**Requirement**:
Extract the complete data exactly as given.

━━━━━ Data rows ━━━━━

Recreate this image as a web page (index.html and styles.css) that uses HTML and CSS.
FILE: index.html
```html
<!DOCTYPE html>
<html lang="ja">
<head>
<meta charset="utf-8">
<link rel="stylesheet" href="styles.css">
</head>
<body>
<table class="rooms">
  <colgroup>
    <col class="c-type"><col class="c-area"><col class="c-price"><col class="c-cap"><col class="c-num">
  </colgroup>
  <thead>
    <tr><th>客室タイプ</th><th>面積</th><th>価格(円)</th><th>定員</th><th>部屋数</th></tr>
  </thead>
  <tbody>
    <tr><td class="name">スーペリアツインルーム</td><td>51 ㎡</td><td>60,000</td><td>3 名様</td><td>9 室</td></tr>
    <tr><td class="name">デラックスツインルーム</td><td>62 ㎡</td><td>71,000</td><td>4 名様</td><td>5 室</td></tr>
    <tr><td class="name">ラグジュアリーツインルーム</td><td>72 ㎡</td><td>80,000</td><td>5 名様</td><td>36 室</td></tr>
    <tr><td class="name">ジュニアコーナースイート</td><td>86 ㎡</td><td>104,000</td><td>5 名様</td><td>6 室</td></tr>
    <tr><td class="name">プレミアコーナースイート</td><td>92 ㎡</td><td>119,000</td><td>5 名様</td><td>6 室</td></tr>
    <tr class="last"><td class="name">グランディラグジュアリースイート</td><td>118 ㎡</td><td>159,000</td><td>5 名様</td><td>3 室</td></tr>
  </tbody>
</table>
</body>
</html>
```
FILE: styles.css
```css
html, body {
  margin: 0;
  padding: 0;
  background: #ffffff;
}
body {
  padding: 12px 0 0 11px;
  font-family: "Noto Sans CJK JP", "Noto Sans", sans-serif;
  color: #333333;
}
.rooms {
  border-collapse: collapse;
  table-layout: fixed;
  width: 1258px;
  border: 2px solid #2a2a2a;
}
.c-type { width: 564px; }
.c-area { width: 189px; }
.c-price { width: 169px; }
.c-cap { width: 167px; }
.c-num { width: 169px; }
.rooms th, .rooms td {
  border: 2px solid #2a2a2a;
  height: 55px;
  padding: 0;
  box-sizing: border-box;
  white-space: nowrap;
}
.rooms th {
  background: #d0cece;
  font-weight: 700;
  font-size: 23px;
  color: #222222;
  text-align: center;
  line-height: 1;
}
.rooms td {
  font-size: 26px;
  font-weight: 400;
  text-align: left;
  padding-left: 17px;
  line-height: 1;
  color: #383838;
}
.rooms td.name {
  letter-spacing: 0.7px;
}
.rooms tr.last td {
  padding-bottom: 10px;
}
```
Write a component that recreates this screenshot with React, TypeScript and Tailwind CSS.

━━━━━

**Answer to the problem**:
Recreate this image as a web page (index.html and styles.css) that uses HTML and CSS.
FILE: index.html
```html
<!DOCTYPE html>
<html lang="ja">
<head>
<meta charset="utf-8">
<link rel="stylesheet" href="styles.css">
</head>
<body>
<table class="rooms">
  <colgroup>
    <col class="c-type"><col class="c-area"><col class="c-price"><col class="c-cap"><col class="c-num">
  </colgroup>
  <thead>
    <tr><th>客室タイプ</th><th>面積</th><th>価格(円)</th><th>定員</th><th>部屋数</th></tr>
  </thead>
  <tbody>
    <tr><td class="name">スーペリアツインルーム</td><td>51 ㎡</td><td>60,000</td><td>3 名様</td><td>9 室</td></tr>
    <tr><td class="name">デラックスツインルーム</td><td>62 ㎡</td><td>71,000</td><td>4 名様</td><td>5 室</td></tr>
    <tr><td class="name">ラグジュアリーツインルーム</td><td>72 ㎡</td><td>80,000</td><td>5 名様</td><td>36 室</td></tr>
    <tr><td class="name">ジュニアコーナースイート</td><td>86 ㎡</td><td>104,000</td><td>5 名様</td><td>6 室</td></tr>
    <tr><td class="name">プレミアコーナースイート</td><td>92 ㎡</td><td>119,000</td><td>5 名様</td><td>6 室</td></tr>
    <tr class="last"><td class="name">グランディラグジュアリースイート</td><td>118 ㎡</td><td>159,000</td><td>5 名様</td><td>3 室</td></tr>
  </tbody>
</table>
</body>
</html>
```
FILE: styles.css
```css
html, body {
  margin: 0;
  padding: 0;
  background: #ffffff;
}
body {
  padding: 12px 0 0 11px;
  font-family: "Noto Sans CJK JP", "Noto Sans", sans-serif;
  color: #333333;
}
.rooms {
  border-collapse: collapse;
  table-layout: fixed;
  width: 1258px;
  border: 2px solid #2a2a2a;
}
.c-type { width: 564px; }
.c-area { width: 189px; }
.c-price { width: 169px; }
.c-cap { width: 167px; }
.c-num { width: 169px; }
.rooms th, .rooms td {
  border: 2px solid #2a2a2a;
  height: 55px;
  padding: 0;
  box-sizing: border-box;
  white-space: nowrap;
}
.rooms th {
  background: #d0cece;
  font-weight: 700;
  font-size: 23px;
  color: #222222;
  text-align: center;
  line-height: 1;
}
.rooms td {
  font-size: 26px;
  font-weight: 400;
  text-align: left;
  padding-left: 17px;
  line-height: 1;
  color: #383838;
}
.rooms td.name {
  letter-spacing: 0.7px;
}
.rooms tr.last td {
  padding-bottom: 10px;
}
```
Write a component that recreates this screenshot with React, TypeScript and Tailwind CSS.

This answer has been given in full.